Local researchers say their new type of thermal storage material could see coal-fired power stations run entirely fossil-fuel free.

Experts at the University of Newcastle have come up with what they call ‘Miscibility Gaps Alloy’  (MGA) - extraordinary blocks capable of receiving energy generated by renewables, storing it cheaply and safely as thermal energy, then using it to run steam turbines at power stations instead of burning coal.

After years perfecting the innovation to effectively and affordably store thermal energy, they have a solution – 20cm x 30cm x 16cm blocks – that can be retrofitted to retired power plants or introduced to existing power plants to help them transition from fossil fuels to renewables.

Stackable MGA blocks can be added or removed to scale the system up or down to meet market demand.

University of Newcastle Materials Scientist and lead researcher, Professor Erich Kisi, says the innovation enables renewable energy to be used as reliable baseload power – providing a sought-after solution to transition from fossil fuels to renewable technology whilst maintaining existing infrastructure and associated workforces.

“We’re aiming to bridge the gap between cheap and abundant renewable energy, which is generated in peaks, and the ability to store and dispatch energy at any time of day or night, to meet consumer needs,” Prof Kisi says.

“Unlike coal-fired power, which is regulated and controlled, renewable energy is a challenge because it is less predictable and inconsistent.

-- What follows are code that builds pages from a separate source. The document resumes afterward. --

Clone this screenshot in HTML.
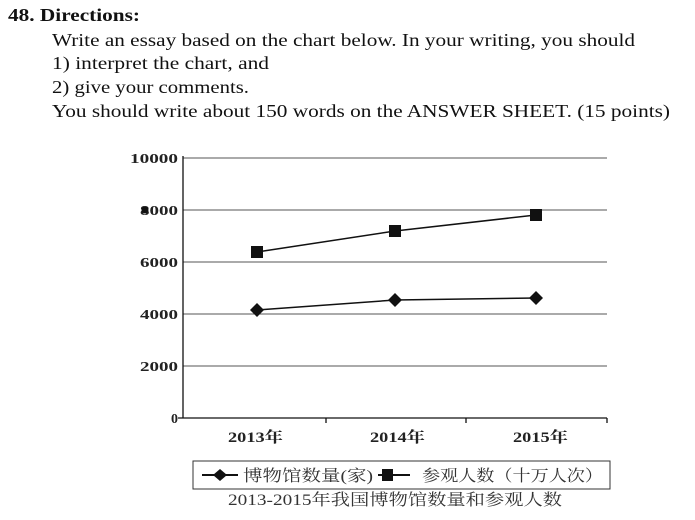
<html><head><style>body{margin:0;background:#fff;width:695px;height:520px;overflow:hidden}</style></head><body>
<svg width="695" height="520" style="position:absolute;left:0;top:0" font-family="Liberation Serif,Noto Serif CJK SC,serif">
<g fill="#111" font-size="17.5" lengthAdjust="spacingAndGlyphs">
<text x="8" y="21" font-weight="bold" textLength="132" lengthAdjust="spacingAndGlyphs">48. Directions:</text>
<text x="52" y="46" textLength="583" lengthAdjust="spacingAndGlyphs">Write an essay based on the chart below. In your writing, you should</text>
<text x="52" y="69" textLength="217" lengthAdjust="spacingAndGlyphs">1) interpret the chart, and</text>
<text x="52" y="93" textLength="197" lengthAdjust="spacingAndGlyphs">2) give your comments.</text>
<text x="52" y="117" textLength="618" lengthAdjust="spacingAndGlyphs">You should write about 150 words on the ANSWER SHEET. (15 points)</text>
</g>
<g stroke="#555" stroke-width="1">
<line x1="183" y1="158" x2="607" y2="158"/><line x1="183" y1="210" x2="607" y2="210"/><line x1="183" y1="262" x2="607" y2="262"/><line x1="183" y1="314" x2="607" y2="314"/><line x1="183" y1="366" x2="607" y2="366"/>
</g>
<g stroke="#111" stroke-width="1.3"><line x1="183" y1="156" x2="183" y2="418"/><line x1="178" y1="418" x2="607" y2="418"/>
<line x1="326" y1="418" x2="326" y2="423"/><line x1="466" y1="418" x2="466" y2="423"/><line x1="607" y1="418" x2="607" y2="423"/></g>
<g font-size="14" text-anchor="end" fill="#222" font-weight="bold"><text x="178" y="163" textLength="48" lengthAdjust="spacingAndGlyphs">10000</text><text x="178" y="215" textLength="38" lengthAdjust="spacingAndGlyphs">8000</text><text x="178" y="267" textLength="38" lengthAdjust="spacingAndGlyphs">6000</text><text x="178" y="319" textLength="38" lengthAdjust="spacingAndGlyphs">4000</text><text x="178" y="371" textLength="38" lengthAdjust="spacingAndGlyphs">2000</text><text x="178" y="423">0</text></g>
<circle cx="145" cy="210" r="3.5" fill="#111"/>
<polyline points="257,252 395,231 536,215" fill="none" stroke="#111" stroke-width="1.5"/>
<polyline points="257,310 395,300 536,298" fill="none" stroke="#111" stroke-width="1.5"/>
<g fill="#111"><rect x="251" y="246" width="12" height="12"/><rect x="389" y="225" width="12" height="12"/><rect x="530" y="209" width="12" height="12"/>
<path d="M257 303l7 7-7 7-7-7z"/><path d="M395 293l7 7-7 7-7-7z"/><path d="M536 291l7 7-7 7-7-7z"/></g>
<g font-size="15" fill="#222" font-weight="bold"><text x="228" y="442" textLength="55" lengthAdjust="spacingAndGlyphs">2013年</text><text x="370" y="442" textLength="55" lengthAdjust="spacingAndGlyphs">2014年</text><text x="513" y="442" textLength="55" lengthAdjust="spacingAndGlyphs">2015年</text></g>
<rect x="193" y="461" width="417" height="28" fill="none" stroke="#333"/>
<line x1="202" y1="475" x2="238" y2="475" stroke="#111" stroke-width="2"/><path d="M220 469l7 6-7 6-7-6z" fill="#111"/>
<line x1="378" y1="475" x2="410" y2="475" stroke="#111" stroke-width="2"/><rect x="382" y="469" width="11" height="12" fill="#111"/>
<g font-size="16" fill="#333"><text x="243" y="481" textLength="130" lengthAdjust="spacingAndGlyphs">博物馆数量(家)</text><text x="422" y="481" textLength="181" lengthAdjust="spacingAndGlyphs">参观人数（十万人次）</text>
<text x="228" y="505" textLength="334" lengthAdjust="spacingAndGlyphs">2013-2015年我国博物馆数量和参观人数</text></g>
</svg>
</body></html>
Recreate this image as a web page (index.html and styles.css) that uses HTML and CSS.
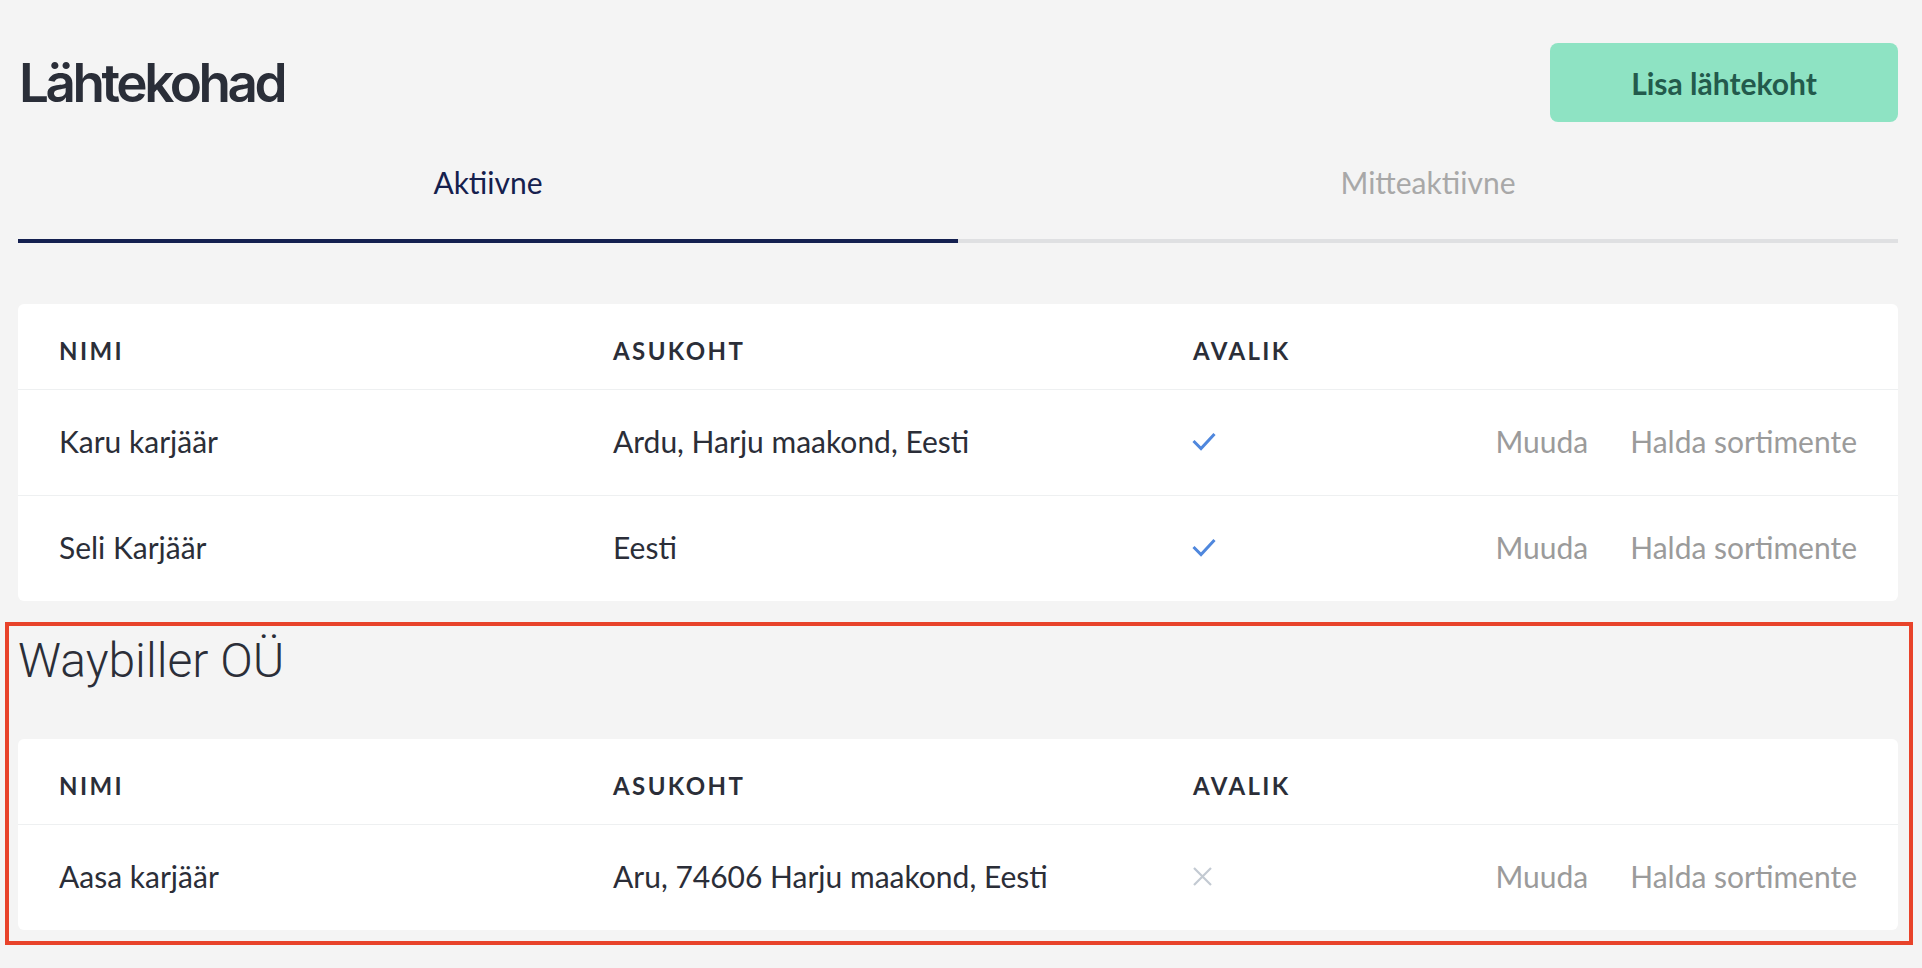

The grid, which includes the poles and wires you see on streets connecting to houses and buildings, was not designed to receive large spikes associated with renewable energy.

“Redesigning the whole grid is simply too expensive so we’ve created MGA as an energy storage solution to marry with existing infrastructure.  We’ve made renewable energy compatible at grid-scale so that when the Sun doesn’t shine or wind drops the grid still delivers power on-demand.”

Made from materials with high thermal conductivity, MGA blocks work by storing heat energy.

The source of that energy could be concentrated heat directly from the Sun, surplus electricity on the grid, renewable energy, or from industrial heat or waste heat.

The MGA blocks are made of two components. One component melts when heated to store huge amounts of energy, and the other acts as a matrix, keeping the block in solid form and embedding the melting particles.

This process of heating, storing energy, cooling and recovering energy can be repeated thousands of times in an MGA block.

They can be designed with internal tubing or interact with other heat exchangers so that when water is pumped in, superheated steam is formed.  Much like a traditional coal-fired power station, the steam can then be used to run turbines and generators.

With close to $1 million in combined funding from CP Ventures and an Australian Government Department of Industry, Innovation and Science Accelerating Commercialisation Grant, the MGA Thermal team are establishing a NSW-based manufacturing plant to scale production of their modular blocks to commercial levels.

“There’s potential for a whole new local industry, manufacturing high value thermal storage material for renewable energy projects,” said Professor Kisi.

“Our location in the Hunter is ideal. The region has a background as a strong centre for industry and there’s great access to raw materials.

“We’ve sourced abundant and readily available starting ingredients for our block so that it can be produced at a very low cost to accommodate for the scale of energy storage that’s required - they are 10 per cent of the cost of a lithium battery of the same size, yet produce the same amount of energy.”

Professor Kisi and his team have established spin-out company MGA Thermal to continue to commercialise their MGA block technology licensed to it by the University.